Hoy no llamo a interpelar el cautiverio de la curiosidad con una historia de amor roto.
No, hoy no hay nada de eso. En esta fecha voy a hablar sobre mi cuarto, un maldito lugar de inspiraciones crudas y ambientador de pesadillas que sucumbe ante los lamentos de un alma rota, cansada, y con los últimos alientos de existencia en un mundo ruin y oscuro como la tinta de esta pluma.
Bisagras, agujeros, frialdad y una pesadez no metafórica que corta los hilos de mi destino. Es mi compañero desde hace casi un año. Me comprende en silencio y a veces deja entrar una rendija de luz indiferente para que recuerde que sigo vivo, sí: vivo entre las botellas de vino y cerveza que invaden mi mesa.
Tal vez, solo tal vez, tener más resacas que recuerdos hace que este lugar rechine tanto. O será el goteo incesante del baño, o esa puerta seca que se queja como si fuera su último día de vida cada vez que atraviesa su umbral esta presencia poco agradable que se para frente al espejo.
Con las luces apagadas, el silencio me ahoga. Pero cuando las enciendo, se queman las esperanzas por lo vacío de mi mundo. Y no hablo de lo material.

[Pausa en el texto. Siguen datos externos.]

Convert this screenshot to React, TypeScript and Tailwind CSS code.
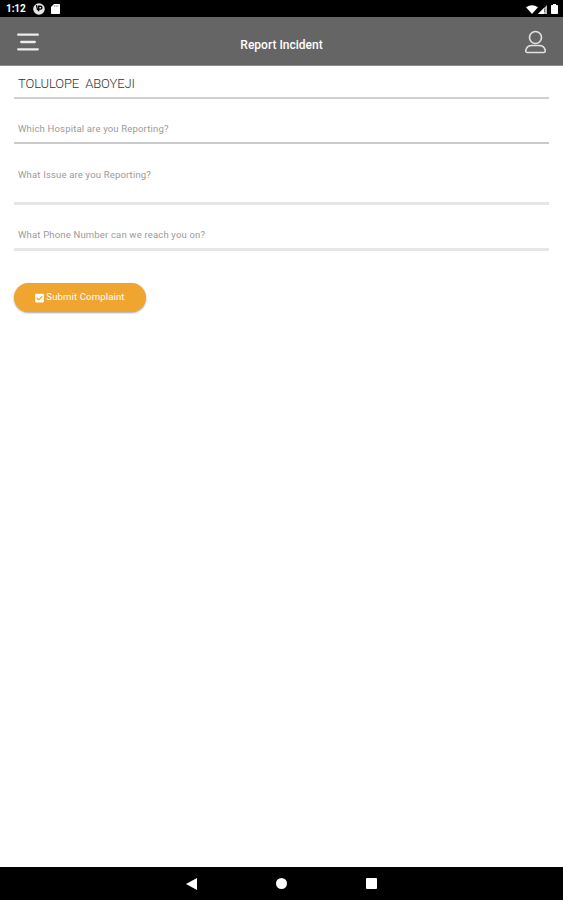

Por momentos quiero mandar todo al carajo y darme otro paseo por el nombre viejo de un vino añejo. Sentir su sabor y, aunque sea, apreciar el amor con el que fue creado.
Es necesario que este cuarto, alguna vez, deje pasar al estrepitoso y lúgubre final de esta mala e interminable racha. Que lo vea con su omnipresencia y juzgue si lo merezco…
O tal vez, sea feliz con mi desdicha y las gotas de alcohol que se derraman entre cada párrafo de mi cuaderno.